Sommer and Paucek met two years ago at ASU GSV, an education technology conference that is also happening this week. “What was striking about that conversation was a shared set of values,” says Sommer. Paucek added: “We still believe universities are the ticket to social mobility for individuals.”

The two recently started meeting again, and the discussions about combining forces become more serious. And ASU GSV became the company’s goal post deadline for sealing the deal. “It’s like our anniversary,” says Sommer. The two companies officially signed the deal at 6 p.m. on Sunday evening.

Combined, 2U and Trilogy companies claim they will serve 68 universities, more than 150,000 students and offer more than 250 educational programs.

Trilogy operates in more than 50 cities around the globe and has notched deals in the with universities in Germany, the U.K., Australia and Mexico. It is expected to generate $135 million in revenue in fiscal year 2019, according to 2U.

“This marks the full entry of 2U into the corporate channel,” a business that Paucek says 2U has not focused much on to date—but Trilogy has. Trilogy works with local and regional employers to develop curriculum for its university bootcamps. About nine months ago, it began piloting programs with companies directly to help employers re-skill their workforce. Its corporate clients include Salesforce.org and Tech Systems, a global services company.

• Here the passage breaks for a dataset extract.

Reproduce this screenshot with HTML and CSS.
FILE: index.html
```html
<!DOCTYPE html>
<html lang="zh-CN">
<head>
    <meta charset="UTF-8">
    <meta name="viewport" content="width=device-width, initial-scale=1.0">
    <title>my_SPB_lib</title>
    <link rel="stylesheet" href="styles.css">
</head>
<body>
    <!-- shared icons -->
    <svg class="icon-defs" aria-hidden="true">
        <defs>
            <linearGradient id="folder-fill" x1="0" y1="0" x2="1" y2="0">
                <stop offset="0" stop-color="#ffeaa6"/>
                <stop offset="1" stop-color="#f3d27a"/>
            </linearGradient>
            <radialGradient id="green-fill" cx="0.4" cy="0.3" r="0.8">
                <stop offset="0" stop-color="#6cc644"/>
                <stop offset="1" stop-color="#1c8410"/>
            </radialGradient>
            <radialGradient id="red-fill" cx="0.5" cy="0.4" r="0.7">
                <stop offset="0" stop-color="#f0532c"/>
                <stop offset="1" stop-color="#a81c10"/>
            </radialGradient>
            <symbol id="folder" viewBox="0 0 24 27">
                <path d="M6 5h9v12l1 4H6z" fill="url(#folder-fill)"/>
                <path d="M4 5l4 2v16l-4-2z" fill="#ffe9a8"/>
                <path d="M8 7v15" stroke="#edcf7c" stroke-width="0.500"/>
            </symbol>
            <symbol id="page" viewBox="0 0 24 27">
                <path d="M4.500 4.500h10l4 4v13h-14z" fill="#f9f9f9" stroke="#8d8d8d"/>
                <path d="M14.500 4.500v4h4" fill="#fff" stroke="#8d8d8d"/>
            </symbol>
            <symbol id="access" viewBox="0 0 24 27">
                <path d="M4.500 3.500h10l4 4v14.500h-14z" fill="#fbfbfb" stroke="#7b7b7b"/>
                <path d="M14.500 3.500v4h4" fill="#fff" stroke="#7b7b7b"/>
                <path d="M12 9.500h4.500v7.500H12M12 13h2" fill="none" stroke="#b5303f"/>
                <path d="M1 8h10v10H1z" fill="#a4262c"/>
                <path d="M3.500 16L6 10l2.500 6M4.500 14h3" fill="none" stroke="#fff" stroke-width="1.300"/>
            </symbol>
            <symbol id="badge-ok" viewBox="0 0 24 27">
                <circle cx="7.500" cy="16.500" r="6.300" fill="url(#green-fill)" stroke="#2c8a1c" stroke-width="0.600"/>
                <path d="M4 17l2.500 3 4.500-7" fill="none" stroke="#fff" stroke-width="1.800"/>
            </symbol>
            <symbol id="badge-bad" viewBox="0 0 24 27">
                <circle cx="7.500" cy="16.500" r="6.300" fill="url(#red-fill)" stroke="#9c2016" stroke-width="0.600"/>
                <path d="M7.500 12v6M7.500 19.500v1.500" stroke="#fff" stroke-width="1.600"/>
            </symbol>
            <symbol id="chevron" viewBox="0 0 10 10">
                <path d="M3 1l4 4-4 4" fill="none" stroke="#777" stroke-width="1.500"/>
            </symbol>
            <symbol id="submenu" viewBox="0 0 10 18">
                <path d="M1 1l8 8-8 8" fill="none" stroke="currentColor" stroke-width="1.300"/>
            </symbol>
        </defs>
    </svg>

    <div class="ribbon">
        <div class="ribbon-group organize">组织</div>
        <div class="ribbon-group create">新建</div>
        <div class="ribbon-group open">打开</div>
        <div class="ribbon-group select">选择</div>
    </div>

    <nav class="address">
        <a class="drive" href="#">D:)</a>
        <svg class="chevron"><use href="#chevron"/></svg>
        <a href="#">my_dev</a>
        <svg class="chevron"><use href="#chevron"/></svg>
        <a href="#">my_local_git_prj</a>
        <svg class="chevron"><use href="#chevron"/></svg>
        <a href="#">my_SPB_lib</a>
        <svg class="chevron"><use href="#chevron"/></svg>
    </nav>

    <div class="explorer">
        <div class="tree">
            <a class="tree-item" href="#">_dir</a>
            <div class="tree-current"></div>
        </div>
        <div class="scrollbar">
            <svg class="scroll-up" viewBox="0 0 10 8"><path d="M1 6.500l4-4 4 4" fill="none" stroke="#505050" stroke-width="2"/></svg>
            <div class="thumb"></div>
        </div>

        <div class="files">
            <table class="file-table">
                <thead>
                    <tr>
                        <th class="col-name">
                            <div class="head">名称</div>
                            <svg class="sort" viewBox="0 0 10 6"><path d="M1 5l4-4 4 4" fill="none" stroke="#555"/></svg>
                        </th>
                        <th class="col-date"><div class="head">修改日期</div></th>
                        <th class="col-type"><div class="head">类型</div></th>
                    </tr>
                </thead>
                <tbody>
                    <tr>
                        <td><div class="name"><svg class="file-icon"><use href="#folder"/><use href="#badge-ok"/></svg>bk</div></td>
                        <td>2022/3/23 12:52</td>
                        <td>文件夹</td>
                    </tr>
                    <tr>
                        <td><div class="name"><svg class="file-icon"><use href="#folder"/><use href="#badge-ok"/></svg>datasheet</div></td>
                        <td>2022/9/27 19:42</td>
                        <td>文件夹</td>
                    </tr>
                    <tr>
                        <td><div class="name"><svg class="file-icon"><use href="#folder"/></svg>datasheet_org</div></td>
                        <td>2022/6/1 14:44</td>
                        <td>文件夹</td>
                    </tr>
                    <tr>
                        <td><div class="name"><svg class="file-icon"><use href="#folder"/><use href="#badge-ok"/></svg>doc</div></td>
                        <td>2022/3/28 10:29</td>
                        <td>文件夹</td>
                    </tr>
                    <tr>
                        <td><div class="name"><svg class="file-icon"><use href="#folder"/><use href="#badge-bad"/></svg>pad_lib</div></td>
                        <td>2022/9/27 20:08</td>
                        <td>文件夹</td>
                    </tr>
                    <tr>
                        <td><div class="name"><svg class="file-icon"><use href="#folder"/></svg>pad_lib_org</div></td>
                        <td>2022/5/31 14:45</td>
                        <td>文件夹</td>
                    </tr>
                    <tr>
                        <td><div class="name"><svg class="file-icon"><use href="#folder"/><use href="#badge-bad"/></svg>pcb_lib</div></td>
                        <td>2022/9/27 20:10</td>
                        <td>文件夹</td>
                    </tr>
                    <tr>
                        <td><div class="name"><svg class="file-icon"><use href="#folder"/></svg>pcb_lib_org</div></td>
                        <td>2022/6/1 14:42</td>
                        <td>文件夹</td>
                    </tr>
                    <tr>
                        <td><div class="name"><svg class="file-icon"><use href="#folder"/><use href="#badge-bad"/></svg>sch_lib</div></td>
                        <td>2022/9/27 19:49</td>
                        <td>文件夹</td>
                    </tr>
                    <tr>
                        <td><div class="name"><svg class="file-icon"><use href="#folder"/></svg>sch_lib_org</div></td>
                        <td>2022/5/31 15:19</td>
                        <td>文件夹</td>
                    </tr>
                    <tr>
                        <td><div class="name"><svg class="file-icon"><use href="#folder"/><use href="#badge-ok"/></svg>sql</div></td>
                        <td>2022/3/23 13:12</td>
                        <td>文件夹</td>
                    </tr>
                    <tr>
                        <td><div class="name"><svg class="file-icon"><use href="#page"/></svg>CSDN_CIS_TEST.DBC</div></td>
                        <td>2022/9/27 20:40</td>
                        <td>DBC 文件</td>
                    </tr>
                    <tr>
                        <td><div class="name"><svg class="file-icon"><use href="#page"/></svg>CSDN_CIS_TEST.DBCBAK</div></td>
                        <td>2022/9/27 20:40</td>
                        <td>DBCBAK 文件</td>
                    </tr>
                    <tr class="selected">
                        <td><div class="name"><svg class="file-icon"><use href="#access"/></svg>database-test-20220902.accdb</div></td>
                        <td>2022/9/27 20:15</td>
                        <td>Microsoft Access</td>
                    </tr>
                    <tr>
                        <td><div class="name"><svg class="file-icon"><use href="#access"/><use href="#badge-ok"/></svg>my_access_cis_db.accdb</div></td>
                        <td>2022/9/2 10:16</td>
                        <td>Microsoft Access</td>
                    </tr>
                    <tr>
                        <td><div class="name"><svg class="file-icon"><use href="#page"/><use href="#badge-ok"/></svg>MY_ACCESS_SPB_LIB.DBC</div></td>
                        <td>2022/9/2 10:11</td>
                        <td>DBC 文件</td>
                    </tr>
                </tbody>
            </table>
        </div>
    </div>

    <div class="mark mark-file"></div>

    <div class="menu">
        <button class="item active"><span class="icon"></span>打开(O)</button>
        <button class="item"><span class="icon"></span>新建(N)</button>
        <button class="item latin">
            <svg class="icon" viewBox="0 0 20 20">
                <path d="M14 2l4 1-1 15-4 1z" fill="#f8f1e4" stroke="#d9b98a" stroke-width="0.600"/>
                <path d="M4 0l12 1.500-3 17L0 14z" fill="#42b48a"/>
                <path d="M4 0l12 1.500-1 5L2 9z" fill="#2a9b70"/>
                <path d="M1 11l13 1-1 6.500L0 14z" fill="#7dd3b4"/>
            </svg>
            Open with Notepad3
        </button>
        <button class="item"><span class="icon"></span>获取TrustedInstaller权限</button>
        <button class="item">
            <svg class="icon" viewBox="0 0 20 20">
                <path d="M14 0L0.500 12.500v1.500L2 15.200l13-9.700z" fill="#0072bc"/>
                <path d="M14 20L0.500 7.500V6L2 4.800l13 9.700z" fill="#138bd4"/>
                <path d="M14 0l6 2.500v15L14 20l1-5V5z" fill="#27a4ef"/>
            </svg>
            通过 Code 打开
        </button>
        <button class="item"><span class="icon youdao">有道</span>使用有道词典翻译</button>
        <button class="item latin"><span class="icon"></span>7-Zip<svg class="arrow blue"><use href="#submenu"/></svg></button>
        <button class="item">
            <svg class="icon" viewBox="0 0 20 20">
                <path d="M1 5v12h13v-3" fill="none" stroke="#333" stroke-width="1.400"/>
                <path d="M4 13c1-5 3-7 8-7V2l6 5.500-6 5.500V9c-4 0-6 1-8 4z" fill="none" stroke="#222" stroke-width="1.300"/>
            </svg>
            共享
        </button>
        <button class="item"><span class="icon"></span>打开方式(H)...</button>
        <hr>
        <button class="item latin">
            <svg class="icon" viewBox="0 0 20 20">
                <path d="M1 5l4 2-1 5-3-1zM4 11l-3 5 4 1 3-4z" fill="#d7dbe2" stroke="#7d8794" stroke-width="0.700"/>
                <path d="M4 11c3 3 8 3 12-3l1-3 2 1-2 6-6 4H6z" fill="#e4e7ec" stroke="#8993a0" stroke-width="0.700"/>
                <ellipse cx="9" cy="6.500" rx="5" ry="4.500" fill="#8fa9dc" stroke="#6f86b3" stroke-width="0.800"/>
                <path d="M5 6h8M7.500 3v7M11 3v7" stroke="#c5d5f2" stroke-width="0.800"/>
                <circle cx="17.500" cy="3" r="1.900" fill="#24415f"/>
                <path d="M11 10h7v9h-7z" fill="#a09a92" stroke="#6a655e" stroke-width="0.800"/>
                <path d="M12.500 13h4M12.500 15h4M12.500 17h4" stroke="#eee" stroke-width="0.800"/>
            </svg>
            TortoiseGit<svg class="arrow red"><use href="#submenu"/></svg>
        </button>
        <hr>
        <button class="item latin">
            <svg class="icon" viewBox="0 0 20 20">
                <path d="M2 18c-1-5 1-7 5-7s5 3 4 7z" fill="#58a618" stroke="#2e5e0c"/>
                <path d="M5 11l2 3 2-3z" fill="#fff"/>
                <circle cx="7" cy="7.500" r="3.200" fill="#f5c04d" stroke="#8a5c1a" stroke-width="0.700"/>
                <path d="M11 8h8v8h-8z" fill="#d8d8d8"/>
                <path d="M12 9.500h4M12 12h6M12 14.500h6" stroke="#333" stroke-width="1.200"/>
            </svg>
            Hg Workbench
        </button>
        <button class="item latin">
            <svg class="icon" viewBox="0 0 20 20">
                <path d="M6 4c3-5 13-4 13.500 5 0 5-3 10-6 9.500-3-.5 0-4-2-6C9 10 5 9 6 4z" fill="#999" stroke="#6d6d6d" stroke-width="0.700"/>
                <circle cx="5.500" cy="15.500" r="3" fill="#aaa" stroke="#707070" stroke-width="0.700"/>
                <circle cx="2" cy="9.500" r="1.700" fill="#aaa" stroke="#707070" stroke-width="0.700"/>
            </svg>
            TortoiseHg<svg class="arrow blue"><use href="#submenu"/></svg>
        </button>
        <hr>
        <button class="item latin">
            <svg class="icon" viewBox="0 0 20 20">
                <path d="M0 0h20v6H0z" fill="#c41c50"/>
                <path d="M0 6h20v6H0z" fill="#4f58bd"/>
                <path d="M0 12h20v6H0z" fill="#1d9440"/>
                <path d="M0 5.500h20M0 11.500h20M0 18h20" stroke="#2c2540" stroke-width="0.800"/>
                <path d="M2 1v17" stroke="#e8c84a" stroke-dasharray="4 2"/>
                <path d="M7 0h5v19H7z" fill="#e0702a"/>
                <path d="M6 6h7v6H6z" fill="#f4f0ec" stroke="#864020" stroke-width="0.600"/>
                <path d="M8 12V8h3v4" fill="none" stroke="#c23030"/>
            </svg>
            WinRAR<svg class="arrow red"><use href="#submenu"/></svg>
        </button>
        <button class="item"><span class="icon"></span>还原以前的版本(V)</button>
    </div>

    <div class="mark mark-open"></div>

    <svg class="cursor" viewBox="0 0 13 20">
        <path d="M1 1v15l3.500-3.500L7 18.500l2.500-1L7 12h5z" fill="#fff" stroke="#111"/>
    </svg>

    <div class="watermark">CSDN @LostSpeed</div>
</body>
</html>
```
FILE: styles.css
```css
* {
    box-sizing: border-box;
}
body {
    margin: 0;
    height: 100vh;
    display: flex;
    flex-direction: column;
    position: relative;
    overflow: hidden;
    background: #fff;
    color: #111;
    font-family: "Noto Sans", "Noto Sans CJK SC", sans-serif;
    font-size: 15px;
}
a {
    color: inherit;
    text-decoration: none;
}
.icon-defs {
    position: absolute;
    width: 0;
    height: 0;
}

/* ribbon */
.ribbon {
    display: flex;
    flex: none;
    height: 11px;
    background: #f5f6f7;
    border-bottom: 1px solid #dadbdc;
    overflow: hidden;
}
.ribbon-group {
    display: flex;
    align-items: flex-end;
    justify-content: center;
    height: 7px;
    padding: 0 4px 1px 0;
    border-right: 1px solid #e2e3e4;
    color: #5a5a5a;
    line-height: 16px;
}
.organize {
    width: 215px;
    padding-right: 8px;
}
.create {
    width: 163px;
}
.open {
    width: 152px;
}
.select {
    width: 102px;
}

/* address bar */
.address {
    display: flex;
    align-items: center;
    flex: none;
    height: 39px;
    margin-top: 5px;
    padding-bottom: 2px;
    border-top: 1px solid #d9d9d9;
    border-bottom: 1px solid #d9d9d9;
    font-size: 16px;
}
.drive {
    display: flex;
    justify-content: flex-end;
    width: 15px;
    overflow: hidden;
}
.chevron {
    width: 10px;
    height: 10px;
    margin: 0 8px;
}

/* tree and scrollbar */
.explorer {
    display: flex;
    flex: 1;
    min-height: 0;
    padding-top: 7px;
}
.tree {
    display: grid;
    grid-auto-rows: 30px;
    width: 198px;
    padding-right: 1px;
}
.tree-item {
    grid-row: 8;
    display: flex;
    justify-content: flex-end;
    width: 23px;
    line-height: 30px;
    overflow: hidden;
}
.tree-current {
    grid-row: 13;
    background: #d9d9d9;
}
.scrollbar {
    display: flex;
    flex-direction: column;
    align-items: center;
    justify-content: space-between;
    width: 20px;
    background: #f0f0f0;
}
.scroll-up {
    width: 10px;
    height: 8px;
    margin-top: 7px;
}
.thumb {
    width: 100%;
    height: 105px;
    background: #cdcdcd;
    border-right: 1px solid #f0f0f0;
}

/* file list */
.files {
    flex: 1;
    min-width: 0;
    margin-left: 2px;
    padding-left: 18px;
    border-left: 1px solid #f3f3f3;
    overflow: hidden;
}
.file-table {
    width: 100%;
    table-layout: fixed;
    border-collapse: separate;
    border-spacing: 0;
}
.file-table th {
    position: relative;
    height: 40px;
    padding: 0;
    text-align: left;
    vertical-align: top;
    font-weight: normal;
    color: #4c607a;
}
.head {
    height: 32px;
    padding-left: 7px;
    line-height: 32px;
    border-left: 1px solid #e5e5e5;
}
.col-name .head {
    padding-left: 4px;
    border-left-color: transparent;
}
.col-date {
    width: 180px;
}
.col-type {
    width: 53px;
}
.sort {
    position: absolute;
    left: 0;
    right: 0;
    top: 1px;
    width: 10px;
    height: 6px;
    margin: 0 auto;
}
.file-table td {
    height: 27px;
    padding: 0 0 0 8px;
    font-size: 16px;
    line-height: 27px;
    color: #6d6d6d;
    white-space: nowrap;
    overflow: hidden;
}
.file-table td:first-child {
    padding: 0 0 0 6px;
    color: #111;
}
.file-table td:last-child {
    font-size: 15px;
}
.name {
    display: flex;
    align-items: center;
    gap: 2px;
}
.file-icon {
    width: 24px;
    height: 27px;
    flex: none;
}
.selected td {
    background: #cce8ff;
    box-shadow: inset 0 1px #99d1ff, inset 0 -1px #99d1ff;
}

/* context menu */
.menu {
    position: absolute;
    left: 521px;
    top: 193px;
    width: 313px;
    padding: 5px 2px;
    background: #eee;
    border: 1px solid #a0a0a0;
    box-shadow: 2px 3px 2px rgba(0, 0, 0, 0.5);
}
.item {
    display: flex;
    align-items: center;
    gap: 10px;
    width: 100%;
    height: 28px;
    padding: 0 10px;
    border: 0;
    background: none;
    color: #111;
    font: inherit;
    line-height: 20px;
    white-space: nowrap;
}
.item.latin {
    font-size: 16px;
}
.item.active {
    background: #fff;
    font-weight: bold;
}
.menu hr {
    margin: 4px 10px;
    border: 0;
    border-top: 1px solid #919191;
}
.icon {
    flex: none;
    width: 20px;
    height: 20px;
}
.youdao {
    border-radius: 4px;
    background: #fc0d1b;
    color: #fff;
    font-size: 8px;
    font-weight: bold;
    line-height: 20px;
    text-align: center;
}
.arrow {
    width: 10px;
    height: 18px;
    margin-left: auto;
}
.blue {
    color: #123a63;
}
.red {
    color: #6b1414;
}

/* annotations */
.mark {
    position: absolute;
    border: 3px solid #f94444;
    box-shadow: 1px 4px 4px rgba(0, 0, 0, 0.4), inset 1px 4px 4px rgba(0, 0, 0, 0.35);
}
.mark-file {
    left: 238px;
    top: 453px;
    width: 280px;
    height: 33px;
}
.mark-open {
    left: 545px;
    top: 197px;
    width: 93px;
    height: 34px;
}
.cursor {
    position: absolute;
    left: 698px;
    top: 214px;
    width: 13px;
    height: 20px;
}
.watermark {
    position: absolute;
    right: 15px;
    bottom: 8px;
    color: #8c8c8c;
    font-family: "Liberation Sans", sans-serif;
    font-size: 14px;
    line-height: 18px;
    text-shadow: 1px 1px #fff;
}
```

2U and Trilogy also announced on Monday their first client together: the University of North Carolina Kenan-Flagler Business School, which plans to create courses and bootcamps with the two education providers. 2U already hosts online classes for UNC Kenan-Flagler’s online MBA and Master of Accounting programs, and UNC-Chapel Hill offers web development bootcamp through Trilogy.

The new offerings will include an elective in Python for the school’s online MBA program, as well as courses and bootcamps around tech skills for its undergrad business major, covering topics such as coding, cybersecurity, data analytics and digital leadership skills.